* [DATA EXCERPT]
****
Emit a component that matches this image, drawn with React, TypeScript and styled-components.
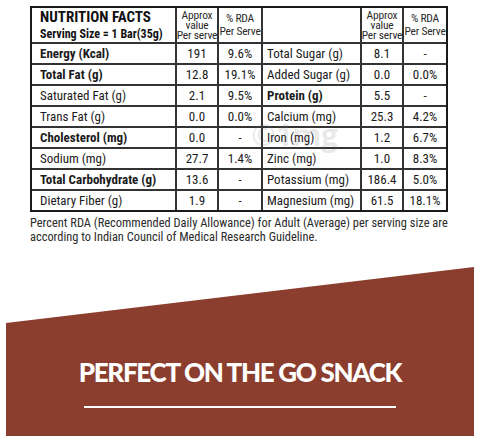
import React from "react";
import styled, { createGlobalStyle } from "styled-components";

const GlobalStyle = createGlobalStyle`
  html, body { margin: 0; padding: 0; background: #fff; }
  body { width: 480px; height: 442px; overflow: hidden; }
`;

const Page = styled.div`
  width: 480px;
  height: 442px;
  display: flex;
  flex-direction: column;
  font-family: "Roboto Condensed", Roboto, sans-serif;
  font-stretch: condensed;
  color: #222;
`;

const TableWrap = styled.div`
  position: relative;
  margin: 6px 0 0 30px;
  width: 418px;
`;

const Table = styled.div`
  display: grid;
  grid-template-columns: 143px 40px 42px 97px 40px 42px;
  grid-template-rows: 34px repeat(8, 19px);
  gap: 2px;
  background: #333;
  border: 2px solid #1a1a1a;
`;

const Cell = styled.div<{ $align?: "left" | "center"; $bold?: boolean; $pad?: number }>`
  background: #fff;
  display: flex;
  align-items: center;
  justify-content: ${(p) => (p.$align === "left" ? "flex-start" : "center")};
  padding-left: ${(p) => p.$pad ?? 0}px;
  font-size: 13px;
  line-height: 16px;
  font-weight: ${(p) => (p.$bold ? 700 : 400)};
  color: #1a1a1a;
  white-space: nowrap;
  overflow: hidden;
`;

const TitleCell = styled.div`
  background: #fff;
  display: flex;
  flex-direction: column;
  justify-content: center;
  padding-left: 8px;
  color: #111;
`;

const Title = styled.div`
  font-size: 15px;
  font-weight: 700;
  line-height: 17px;
`;

const Serving = styled.div`
  font-size: 12px;
  font-weight: 700;
  line-height: 14px;
  margin-top: 1px;
`;

const HeadCell = styled.div<{ $lh: number }>`
  background: #fff;
  display: flex;
  flex-direction: column;
  align-items: center;
  justify-content: center;
  text-align: center;
  font-size: 11.5px;
  line-height: ${(p) => p.$lh}px;
  color: #2a2a2a;
  white-space: nowrap;
  letter-spacing: -0.2px;
`;

const Watermark = styled.div`
  position: absolute;
  left: 221px;
  top: 108px;
  font-family: "Open Sans", sans-serif;
  font-stretch: normal;
  font-size: 30px;
  font-weight: 700;
  letter-spacing: -0.5px;
  color: rgba(120, 120, 120, 0.16);
  pointer-events: none;
`;

const Note = styled.p`
  margin: 4px 0 0 30px;
  width: 440px;
  font-size: 12.4px;
  line-height: 14px;
  color: #2b2b2b;
`;

const Banner = styled.div`
  margin: 23px 6px 0;
  height: 169px;
  background: #8b3e2e;
  clip-path: polygon(0 56px, 100% 0, 100% 100%, 0 100%);
  display: flex;
  flex-direction: column;
  align-items: center;
  padding-top: 92px;
  box-sizing: border-box;
`;

const Slogan = styled.div`
  font-family: Lato, sans-serif;
  font-stretch: normal;
  font-weight: 900;
  font-size: 26px;
  line-height: 26px;
  letter-spacing: -1.3px;
  color: #fff;
  white-space: nowrap;
`;

const Rule = styled.div`
  margin-top: 21px;
  width: 312px;
  height: 2px;
  background: #fff;
`;

type Row = [string, boolean, string, string, string, boolean, string, string];

const rows: Row[] = [
  ["Energy (Kcal)", true, "191", "9.6%", "Total Sugar (g)", false, "8.1", "-"],
  ["Total Fat (g)", true, "12.8", "19.1%", "Added Sugar (g)", false, "0.0", "0.0%"],
  ["Saturated Fat (g)", false, "2.1", "9.5%", "Protein (g)", true, "5.5", "-"],
  ["Trans Fat (g)", false, "0.0", "0.0%", "Calcium (mg)", false, "25.3", "4.2%"],
  ["Cholesterol (mg)", true, "0.0", "-", "Iron (mg)", false, "1.2", "6.7%"],
  ["Sodium (mg)", false, "27.7", "1.4%", "Zinc (mg)", false, "1.0", "8.3%"],
  ["Total Carbohydrate (g)", true, "13.6", "-", "Potassium (mg)", false, "186.4", "5.0%"],
  ["Dietary Fiber (g)", false, "1.9", "-", "Magnesium (mg)", false, "61.5", "18.1%"],
];

const ApproxHead = () => (
  <HeadCell $lh={10}>
    <span>Approx</span>
    <span>value</span>
    <span>Per serve</span>
  </HeadCell>
);

const RdaHead = () => (
  <HeadCell $lh={13}>
    <span>% RDA</span>
    <span>Per Serve</span>
  </HeadCell>
);

export default function App() {
  return (
    <Page>
      <GlobalStyle />
      <TableWrap>
        <Table>
          <TitleCell>
            <Title>NUTRITION FACTS</Title>
            <Serving>Serving Size = 1 Bar(35g)</Serving>
          </TitleCell>
          <ApproxHead />
          <RdaHead />
          <Cell />
          <ApproxHead />
          <RdaHead />
          {rows.map((r) => (
            <React.Fragment key={r[0]}>
              <Cell $align="left" $pad={8} $bold={r[1]}>{r[0]}</Cell>
              <Cell>{r[2]}</Cell>
              <Cell>{r[3]}</Cell>
              <Cell $align="left" $pad={4} $bold={r[5]}>{r[4]}</Cell>
              <Cell>{r[6]}</Cell>
              <Cell>{r[7]}</Cell>
            </React.Fragment>
          ))}
        </Table>
        <Watermark>©1mg</Watermark>
      </TableWrap>
      <Note>
        Percent RDA (Recommended Daily Allowance) for Adult (Average) per serving size are according to Indian Council of Medical Research Guideline.
      </Note>
      <Banner>
        <Slogan>PERFECT ON THE GO SNACK</Slogan>
        <Rule />
      </Banner>
    </Page>
  );
}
****
* [GOAL]
Except for the pictures, print the data above exactly.

* [SOLUTION FOR THIS TASK]
Emit a component that matches this image, drawn with React, TypeScript and styled-components.
import React from "react";
import styled, { createGlobalStyle } from "styled-components";

const GlobalStyle = createGlobalStyle`
  html, body { margin: 0; padding: 0; background: #fff; }
  body { width: 480px; height: 442px; overflow: hidden; }
`;

const Page = styled.div`
  width: 480px;
  height: 442px;
  display: flex;
  flex-direction: column;
  font-family: "Roboto Condensed", Roboto, sans-serif;
  font-stretch: condensed;
  color: #222;
`;

const TableWrap = styled.div`
  position: relative;
  margin: 6px 0 0 30px;
  width: 418px;
`;

const Table = styled.div`
  display: grid;
  grid-template-columns: 143px 40px 42px 97px 40px 42px;
  grid-template-rows: 34px repeat(8, 19px);
  gap: 2px;
  background: #333;
  border: 2px solid #1a1a1a;
`;

const Cell = styled.div<{ $align?: "left" | "center"; $bold?: boolean; $pad?: number }>`
  background: #fff;
  display: flex;
  align-items: center;
  justify-content: ${(p) => (p.$align === "left" ? "flex-start" : "center")};
  padding-left: ${(p) => p.$pad ?? 0}px;
  font-size: 13px;
  line-height: 16px;
  font-weight: ${(p) => (p.$bold ? 700 : 400)};
  color: #1a1a1a;
  white-space: nowrap;
  overflow: hidden;
`;

const TitleCell = styled.div`
  background: #fff;
  display: flex;
  flex-direction: column;
  justify-content: center;
  padding-left: 8px;
  color: #111;
`;

const Title = styled.div`
  font-size: 15px;
  font-weight: 700;
  line-height: 17px;
`;

const Serving = styled.div`
  font-size: 12px;
  font-weight: 700;
  line-height: 14px;
  margin-top: 1px;
`;

const HeadCell = styled.div<{ $lh: number }>`
  background: #fff;
  display: flex;
  flex-direction: column;
  align-items: center;
  justify-content: center;
  text-align: center;
  font-size: 11.5px;
  line-height: ${(p) => p.$lh}px;
  color: #2a2a2a;
  white-space: nowrap;
  letter-spacing: -0.2px;
`;

const Watermark = styled.div`
  position: absolute;
  left: 221px;
  top: 108px;
  font-family: "Open Sans", sans-serif;
  font-stretch: normal;
  font-size: 30px;
  font-weight: 700;
  letter-spacing: -0.5px;
  color: rgba(120, 120, 120, 0.16);
  pointer-events: none;
`;

const Note = styled.p`
  margin: 4px 0 0 30px;
  width: 440px;
  font-size: 12.4px;
  line-height: 14px;
  color: #2b2b2b;
`;

const Banner = styled.div`
  margin: 23px 6px 0;
  height: 169px;
  background: #8b3e2e;
  clip-path: polygon(0 56px, 100% 0, 100% 100%, 0 100%);
  display: flex;
  flex-direction: column;
  align-items: center;
  padding-top: 92px;
  box-sizing: border-box;
`;

const Slogan = styled.div`
  font-family: Lato, sans-serif;
  font-stretch: normal;
  font-weight: 900;
  font-size: 26px;
  line-height: 26px;
  letter-spacing: -1.3px;
  color: #fff;
  white-space: nowrap;
`;

const Rule = styled.div`
  margin-top: 21px;
  width: 312px;
  height: 2px;
  background: #fff;
`;

type Row = [string, boolean, string, string, string, boolean, string, string];

const rows: Row[] = [
  ["Energy (Kcal)", true, "191", "9.6%", "Total Sugar (g)", false, "8.1", "-"],
  ["Total Fat (g)", true, "12.8", "19.1%", "Added Sugar (g)", false, "0.0", "0.0%"],
  ["Saturated Fat (g)", false, "2.1", "9.5%", "Protein (g)", true, "5.5", "-"],
  ["Trans Fat (g)", false, "0.0", "0.0%", "Calcium (mg)", false, "25.3", "4.2%"],
  ["Cholesterol (mg)", true, "0.0", "-", "Iron (mg)", false, "1.2", "6.7%"],
  ["Sodium (mg)", false, "27.7", "1.4%", "Zinc (mg)", false, "1.0", "8.3%"],
  ["Total Carbohydrate (g)", true, "13.6", "-", "Potassium (mg)", false, "186.4", "5.0%"],
  ["Dietary Fiber (g)", false, "1.9", "-", "Magnesium (mg)", false, "61.5", "18.1%"],
];

const ApproxHead = () => (
  <HeadCell $lh={10}>
    <span>Approx</span>
    <span>value</span>
    <span>Per serve</span>
  </HeadCell>
);

const RdaHead = () => (
  <HeadCell $lh={13}>
    <span>% RDA</span>
    <span>Per Serve</span>
  </HeadCell>
);

export default function App() {
  return (
    <Page>
      <GlobalStyle />
      <TableWrap>
        <Table>
          <TitleCell>
            <Title>NUTRITION FACTS</Title>
            <Serving>Serving Size = 1 Bar(35g)</Serving>
          </TitleCell>
          <ApproxHead />
          <RdaHead />
          <Cell />
          <ApproxHead />
          <RdaHead />
          {rows.map((r) => (
            <React.Fragment key={r[0]}>
              <Cell $align="left" $pad={8} $bold={r[1]}>{r[0]}</Cell>
              <Cell>{r[2]}</Cell>
              <Cell>{r[3]}</Cell>
              <Cell $align="left" $pad={4} $bold={r[5]}>{r[4]}</Cell>
              <Cell>{r[6]}</Cell>
              <Cell>{r[7]}</Cell>
            </React.Fragment>
          ))}
        </Table>
        <Watermark>©1mg</Watermark>
      </TableWrap>
      <Note>
        Percent RDA (Recommended Daily Allowance) for Adult (Average) per serving size are according to Indian Council of Medical Research Guideline.
      </Note>
      <Banner>
        <Slogan>PERFECT ON THE GO SNACK</Slogan>
        <Rule />
      </Banner>
    </Page>
  );
}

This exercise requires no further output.